In their final prep season, however, seniors such as Logan Robinson, Levi McKinney, Landan Burton, Bryson Cooper, Jaxon Manes, Josh Glover and J.T. Hoffman became the heart of the team’s winning culture.

New Palestine scored the fifth-most points (525) in program history this season and pushed the team’s regular-season winning streak to 45 straight, dating back to 2013 — the longest active run in the state.

The Dragons clinched their fifth consecutive Hoosier Heritage Conference and won a conference-record 34th straight league games, earning Ralph the 2017 All-Hancock County Football Coach of the Year award.

In five seasons, Ralph has amassed a 60-4 record as a head coach and led the Dragons to their fourth sectional championship game appearance in five years.

He was named the HHC Coach of the Year this season after the Dragons ran roughshod at 7-0 in league play and had nine players make the All-HHC team out of 30 possible spots.

The team produced a pair of 1,000-plus yard rushers in sophomore running back Luke Canfield (1,764 yards and 29 touchdowns) and junior quarterback Zach Neligh (1,130 yards and 13 touchdowns).

Neligh had 1,861 yards passing with 22 touchdowns, while the offense churned out 5,275 total yards for 47.7 points per game.
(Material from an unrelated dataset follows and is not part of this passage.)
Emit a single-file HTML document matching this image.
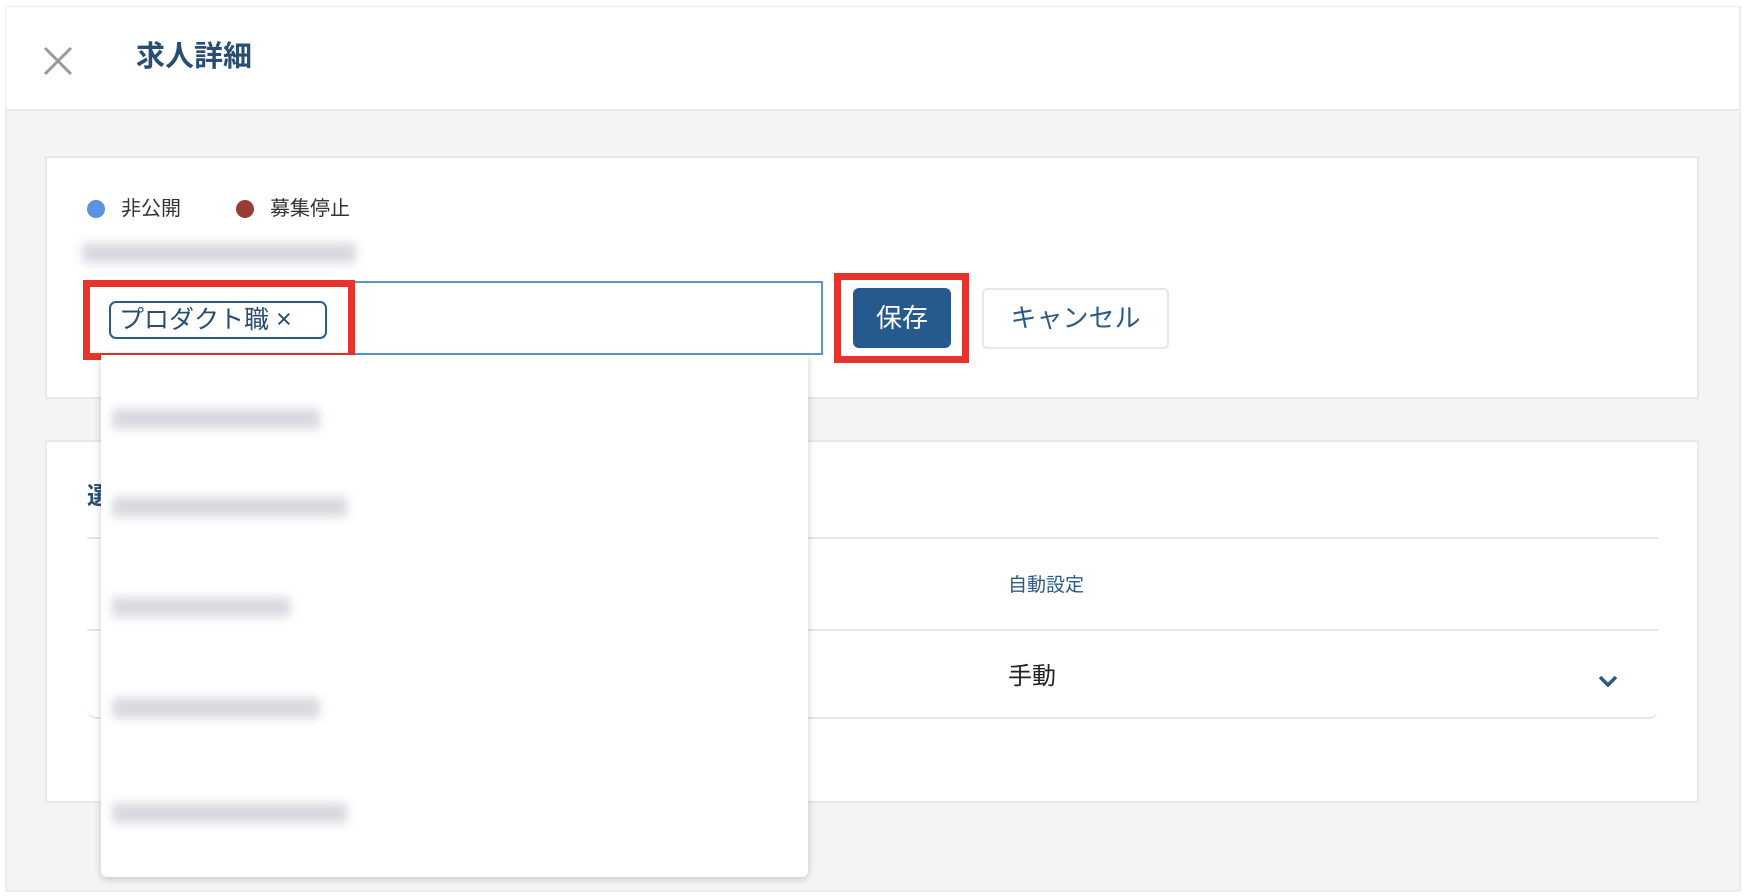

The defense held seven opponents to 14 points or less and racked up a shutout and six games at eight points or fewer allowed.

A big reason were the seniors, Ralph emphasized.

Burton and Robinson were both recognized as AP All-State honorable mention in 5A, and Glover was named Senior All-State by the Indiana Football Coaches Association.

“Those guys and our culture were strong enough to win games for us and continue to push forward and keep that standard high at where we’re accustom to being,” Ralph said. “It’s one of those things where as we go on through the years, we’ll be forever in debt to those seven kids who found a way to get the job done when no one really believed they could except for the people on the inside. It was a really memorable season for that.”